Unfortunately then we're on to what is effectively the fourth album's worth of material (Cold Roses being a double) for 2005, 29, which is a very, very bad record. A really very bad record. What appears to be an attempt at a kind of spooked out, creepy late night trawl through psychic debris is in fact just a really, really boring hour, that feels like being stuck in a lift forever with a self-obsessed teenager moaning about how hard life is because he can't afford a smart-TV.

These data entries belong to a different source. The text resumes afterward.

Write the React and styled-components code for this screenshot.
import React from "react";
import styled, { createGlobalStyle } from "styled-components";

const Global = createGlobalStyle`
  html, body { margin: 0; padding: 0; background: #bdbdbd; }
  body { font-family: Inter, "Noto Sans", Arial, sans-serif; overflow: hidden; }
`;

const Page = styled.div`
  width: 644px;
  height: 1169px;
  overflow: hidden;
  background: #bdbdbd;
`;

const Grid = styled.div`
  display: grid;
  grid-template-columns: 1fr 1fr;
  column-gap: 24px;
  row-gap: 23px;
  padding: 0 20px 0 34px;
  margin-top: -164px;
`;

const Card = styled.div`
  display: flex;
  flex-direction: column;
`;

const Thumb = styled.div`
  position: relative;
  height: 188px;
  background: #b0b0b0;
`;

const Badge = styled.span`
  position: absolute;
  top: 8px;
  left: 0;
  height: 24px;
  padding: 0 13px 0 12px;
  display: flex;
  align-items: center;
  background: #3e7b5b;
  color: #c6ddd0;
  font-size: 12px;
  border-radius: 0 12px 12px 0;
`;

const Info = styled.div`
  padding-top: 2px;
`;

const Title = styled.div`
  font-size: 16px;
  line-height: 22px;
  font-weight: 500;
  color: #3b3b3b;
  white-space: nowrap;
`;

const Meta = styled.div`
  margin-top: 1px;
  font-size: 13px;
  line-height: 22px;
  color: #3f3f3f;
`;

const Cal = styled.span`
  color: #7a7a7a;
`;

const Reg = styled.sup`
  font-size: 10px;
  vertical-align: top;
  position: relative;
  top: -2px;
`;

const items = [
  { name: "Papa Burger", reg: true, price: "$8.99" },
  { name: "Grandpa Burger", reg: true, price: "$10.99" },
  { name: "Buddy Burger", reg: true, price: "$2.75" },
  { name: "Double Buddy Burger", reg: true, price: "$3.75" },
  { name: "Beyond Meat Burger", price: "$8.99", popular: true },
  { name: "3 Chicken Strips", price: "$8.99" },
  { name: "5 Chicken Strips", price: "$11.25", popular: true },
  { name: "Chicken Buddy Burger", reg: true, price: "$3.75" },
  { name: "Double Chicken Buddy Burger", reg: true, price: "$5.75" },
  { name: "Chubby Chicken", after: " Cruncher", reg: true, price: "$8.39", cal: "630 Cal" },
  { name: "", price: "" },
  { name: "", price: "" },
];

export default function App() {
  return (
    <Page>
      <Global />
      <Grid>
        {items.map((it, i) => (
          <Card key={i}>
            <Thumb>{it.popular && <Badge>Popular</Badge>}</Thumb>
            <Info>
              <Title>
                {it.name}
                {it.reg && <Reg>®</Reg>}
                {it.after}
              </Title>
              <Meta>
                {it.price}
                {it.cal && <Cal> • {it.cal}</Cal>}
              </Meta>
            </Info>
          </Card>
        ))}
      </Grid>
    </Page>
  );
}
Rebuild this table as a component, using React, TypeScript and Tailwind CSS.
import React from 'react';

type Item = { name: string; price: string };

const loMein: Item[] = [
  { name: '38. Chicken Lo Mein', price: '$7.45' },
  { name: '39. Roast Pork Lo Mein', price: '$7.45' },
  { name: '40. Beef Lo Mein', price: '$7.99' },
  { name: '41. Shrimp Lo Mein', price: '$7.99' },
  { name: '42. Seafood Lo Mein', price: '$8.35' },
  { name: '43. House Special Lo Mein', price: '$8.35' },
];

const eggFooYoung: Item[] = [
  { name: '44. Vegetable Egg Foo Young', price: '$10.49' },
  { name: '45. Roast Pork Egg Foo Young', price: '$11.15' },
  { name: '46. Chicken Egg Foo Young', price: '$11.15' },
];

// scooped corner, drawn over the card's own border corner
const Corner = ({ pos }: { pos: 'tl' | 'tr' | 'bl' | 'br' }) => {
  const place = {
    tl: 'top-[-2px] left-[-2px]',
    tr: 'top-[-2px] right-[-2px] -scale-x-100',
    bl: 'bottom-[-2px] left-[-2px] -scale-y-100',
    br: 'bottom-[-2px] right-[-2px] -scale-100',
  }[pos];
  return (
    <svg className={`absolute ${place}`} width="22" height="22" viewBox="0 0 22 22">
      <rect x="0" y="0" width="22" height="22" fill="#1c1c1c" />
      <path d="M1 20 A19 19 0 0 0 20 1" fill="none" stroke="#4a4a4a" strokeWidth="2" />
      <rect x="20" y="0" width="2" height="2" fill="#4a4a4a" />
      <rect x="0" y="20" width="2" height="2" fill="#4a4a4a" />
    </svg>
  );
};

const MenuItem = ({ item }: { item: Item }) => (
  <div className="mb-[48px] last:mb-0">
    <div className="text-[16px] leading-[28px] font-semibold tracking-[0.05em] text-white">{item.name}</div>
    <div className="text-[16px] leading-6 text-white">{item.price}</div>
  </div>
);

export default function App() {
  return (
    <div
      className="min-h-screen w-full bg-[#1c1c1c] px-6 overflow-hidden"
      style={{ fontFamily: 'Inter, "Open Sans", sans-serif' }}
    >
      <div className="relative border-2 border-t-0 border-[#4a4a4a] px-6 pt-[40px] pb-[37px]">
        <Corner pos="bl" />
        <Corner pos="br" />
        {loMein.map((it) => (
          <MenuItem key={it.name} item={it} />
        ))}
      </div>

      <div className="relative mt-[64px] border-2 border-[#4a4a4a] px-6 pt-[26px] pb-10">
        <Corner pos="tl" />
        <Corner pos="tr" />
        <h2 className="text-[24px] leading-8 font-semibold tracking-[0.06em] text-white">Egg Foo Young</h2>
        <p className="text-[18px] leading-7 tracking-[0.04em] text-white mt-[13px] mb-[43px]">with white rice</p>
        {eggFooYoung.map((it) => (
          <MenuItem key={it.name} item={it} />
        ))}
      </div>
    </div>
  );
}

After a couple of years off, which was surely a good thing, Easy Tiger (2007) quietly appeared. It's quite a low-key affair, but there really are some lovely songs here ('Two', 'Rip Off') and most of the duds are pretty decent little tunes, but again, the presence of the charming Neal Casal as a co-songwriter must be significant. It's probably the closest to Heartbreaker of everything, and it's telling that that remains the benchmark, because for all the determination to prove just what an important figure he is in rock's history, the only thing people go back to is the first record, in which he most successfully aped one particularly type of rock music. Easy Tiger really only confirmed that he's pretty good at one thing and one thing only, and it's the formula he stuck with through both 2009's Cardinals reunion, Cardinology, and last year's Ashes and Fire (I haven't got, or heard 2010's double III/IV) with the same result, some really nice tunes, some faintly boring ones, but reliability is no crime and I can't help but feel he would be best served making these records until he slowly fades away entirely.

Tomorrow for yet more A stuff chums.

By the way, because I'm lazy the only way I know to put pictures on this blog means that I keep being told off for "hot-linking" (whatever that means) and the pictures vanish, so I don't know if anybody reading this can see the pictures or not. If not, sorry, they're only the record covers anyway.